Het verdriet rondom een naaste die ongeneeslijk ziek of overleden is, is universeel. Maar daarnaast bepalen ook culturele en religieuze aspecten hoe mensen dit beleven. Hierbij kan het gaan om kleine dingen. Tijdens mijn werk op een interne afdeling binnen een Amsterdams ziekenhuis gedurende de Covid-periode maakte ik het volgende mee.
Toen ik op een avond de afdeling kwam oplopen voor een avonddienst, zag ik dat de familie van een Libanese patiënt die net was overleden in een ingewikkeld gesprek was verwikkeld met de verpleging. Uitvaart was gebeld en kwam om de overledene op te halen. Voor deze Libanese familie was dit in strijd met hun culturele/religieuze rituelen. Volgens hun traditie horen er nog een aantal rituelen bij de overledene verricht te worden in de omgeving waar die overleden is. Pas daarna kan het lichaam in de kist of volgens protocol (tijdens COVID) in een gesloten ondoordringbare lijkzak worden gelegd.

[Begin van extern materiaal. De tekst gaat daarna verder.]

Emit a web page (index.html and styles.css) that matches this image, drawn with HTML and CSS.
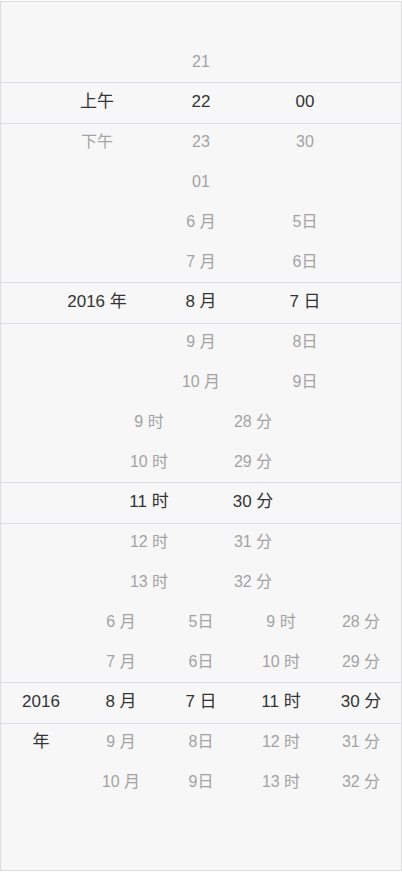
FILE: index.html
```html
<!DOCTYPE html>
<html lang="zh">
<head>
<meta charset="utf-8">
<title>Picker</title>
<link rel="stylesheet" href="styles.css">
</head>
<body>
<div class="frame">
  <div class="picker">
    <div class="col">
      <div class="item"></div>
      <div class="item"></div>
      <div class="item sel">上午</div>
      <div class="item">下午</div>
      <div class="item"></div>
    </div>
    <div class="col">
      <div class="item"></div>
      <div class="item">21</div>
      <div class="item sel">22</div>
      <div class="item">23</div>
      <div class="item">01</div>
    </div>
    <div class="col">
      <div class="item"></div>
      <div class="item"></div>
      <div class="item sel">00</div>
      <div class="item">30</div>
      <div class="item"></div>
    </div>
    <div class="indicator"></div>
  </div>

  <div class="picker">
    <div class="col">
      <div class="item"></div>
      <div class="item"></div>
      <div class="item sel">2016 年</div>
    </div>
    <div class="col">
      <div class="item">6 月</div>
      <div class="item">7 月</div>
      <div class="item sel">8 月</div>
      <div class="item">9 月</div>
      <div class="item">10 月</div>
    </div>
    <div class="col">
      <div class="item">5日</div>
      <div class="item">6日</div>
      <div class="item sel">7 日</div>
      <div class="item">8日</div>
      <div class="item">9日</div>
    </div>
    <div class="indicator"></div>
  </div>

  <div class="picker">
    <div class="col">
      <div class="item">9 时</div>
      <div class="item">10 时</div>
      <div class="item sel">11 时</div>
      <div class="item">12 时</div>
      <div class="item">13 时</div>
    </div>
    <div class="col">
      <div class="item">28 分</div>
      <div class="item">29 分</div>
      <div class="item sel">30 分</div>
      <div class="item">31 分</div>
      <div class="item">32 分</div>
    </div>
    <div class="indicator"></div>
  </div>

  <div class="picker">
    <div class="col">
      <div class="item"></div>
      <div class="item"></div>
      <div class="item sel">2016 年</div>
    </div>
    <div class="col">
      <div class="item">6 月</div>
      <div class="item">7 月</div>
      <div class="item sel">8 月</div>
      <div class="item">9 月</div>
      <div class="item">10 月</div>
    </div>
    <div class="col">
      <div class="item">5日</div>
      <div class="item">6日</div>
      <div class="item sel">7 日</div>
      <div class="item">8日</div>
      <div class="item">9日</div>
    </div>
    <div class="col">
      <div class="item">9 时</div>
      <div class="item">10 时</div>
      <div class="item sel">11 时</div>
      <div class="item">12 时</div>
      <div class="item">13 时</div>
    </div>
    <div class="col">
      <div class="item">28 分</div>
      <div class="item">29 分</div>
      <div class="item sel">30 分</div>
      <div class="item">31 分</div>
      <div class="item">32 分</div>
    </div>
    <div class="indicator"></div>
  </div>
</div>
</body>
</html>
```

FILE: styles.css
```css
html, body {
  margin: 0;
  padding: 0;
  background: #ffffff;
}

body {
  font-family: "Liberation Sans", "Noto Sans CJK SC", sans-serif;
}

.frame {
  box-sizing: border-box;
  width: 402px;
  height: 870px;
  margin-top: 1px;
  border: 1px solid #dedede;
  background: #f7f7f7;
  display: flex;
  flex-direction: column;
}

.picker {
  position: relative;
  height: 200px;
  display: flex;
  justify-content: center;
  flex: none;
}

.col {
  flex: 0 1 104px;
  min-width: 0;
  display: flex;
  flex-direction: column;
}

.item {
  box-sizing: border-box;
  height: 40px;
  line-height: 40px;
  padding: 0 12px;
  text-align: center;
  font-size: 16px;
  color: #a3a3a3;
  flex: none;
}

.item.sel {
  font-size: 17px;
  color: #333333;
}

.item.sel:only-child,
.item.sel:last-child {
  height: auto;
}

.indicator {
  position: absolute;
  left: -1px;
  right: -1px;
  top: 80px;
  height: 40px;
  border-top: 1px solid #d8dde7;
  border-bottom: 1px solid #d8dde7;
  pointer-events: none;
}
```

Ik zag dat het gesprek met de familie moeizaam verliep en er heerste een gespannen sfeer. Ik aarzelde of ik me ermee zou bemoeien. Uiteindelijk is er in goed overleg voorgesteld de familie met hun dierbare toegang (conform de covid-regels) te geven tot een ruimte die op dat moment niet in gebruik was. Zo kon dan de kamer van de patiënt schoongemaakt worden zodat er ruimte zou komen om een nieuwe patiënt op te nemen. De familie kon in alle rust afscheid nemen van hun overleden dierbare en hun ritueel verrichten.
De komende maanden ga ik me voor deze column in DiabetesPro verdiepen in (religieuze) rituelen en culturele tradities rondom palliatieve en terminale zorg, en het overlijden van mensen met diverse achtergronden.